2) Tremaine Edmunds, LB, VT – At first glance, Edmunds looks to be a bit of an OLB/ILB tweener, but at the next level he projects best as an off the ball linebacker. Listed at 6’5”, 236, he has an unique profile for a LB, but when you watch him play, the athleticism jumps off the film and his ability to make an impact all over the field is impressive.
3) Malik Jefferson, LB, Texas – Jefferson is a fast and athletic LB with impressive range. Similar to Edmunds, he lacks the typical bulk of an inside LB, but may prove to be the perfect fit for today’s NFL that likes to spread defenses out.
1) Maurice Hurst, DT, Michigan – Hurst is probably the premier interior pass-rushing prospect in this draft. He wins with rare explosiveness, powerful hands and leverage, but he is somewhat undersized for the DT position which may cause him to slip a few spots in the draft. The Ravens are fairly set at DT right now, but Hurst may be hard to pass on if he were to slide to 16 as the interior pass-rush is an area where the defense must improve.
2) Vita Vea, DT, UW – Vea is a player that may remind some of Haloti Ngata entering the NFL. He is massive, but also light on his feet and agile. He’s a force against the run and quick enough to also impact the passing game.
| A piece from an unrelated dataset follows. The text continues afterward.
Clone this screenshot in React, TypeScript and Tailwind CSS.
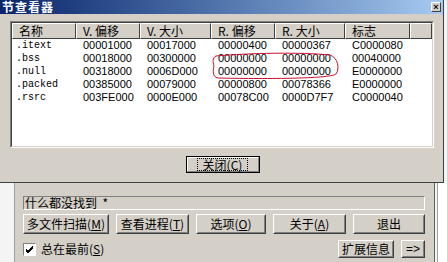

3) Hercules Mata’afa, DL, Wash St – Hercules is a fascinating prospect that could play many different roles on the defensive line. His size suggests he is more of an edge player, but he plays with power and quickness that is more translatable to the “3T” in the NFL. At Washington State he lined up both on the edge and inside and for the Ravens he could play a similar role.
1) Minkah Fitzpatrick, DB, Alabama – Fitzpatrick is the top defensive back in this draft and it’s probably not even close. He has played CB and Safety for the Tide and he has the size, speed, quickness and instincts to succeed anywhere in the secondary. He reminds me a lot of Jaylen Ramsey coming into the NFL.
2) Derwin James, SS, FSU – James is more of the prototypical strong safety who is best suited for more of an in the box role than roaming the backend of the defense. He is a true playmaker though who is fast, physical and athletic.
3) Kyzir White, S, WVU – White has excellent size and length for the safety position and is a good tackler, but overall athleticism is not outstanding. He played well throughout the senior bowl practices and may have increased his stock there especially if he has a solid combine.
1) Minkah Fitzpatrick (see above)
2) Josh Jackson, CB, Iowa – Jackson is a converted WR with limited playing time in college, but he has great size, instincts and playmaking ability. He is probably a bit of a project, but his upside is very high.
3) Isaiah Oliver, CB, Colorado – Oliver may be the best pure press corner in the draft and he has the measurables to suggest he can continue to succeed in that role in the NFL. He has some footwork and technique issues that will need to be ironed out, but there is a lot of talent here.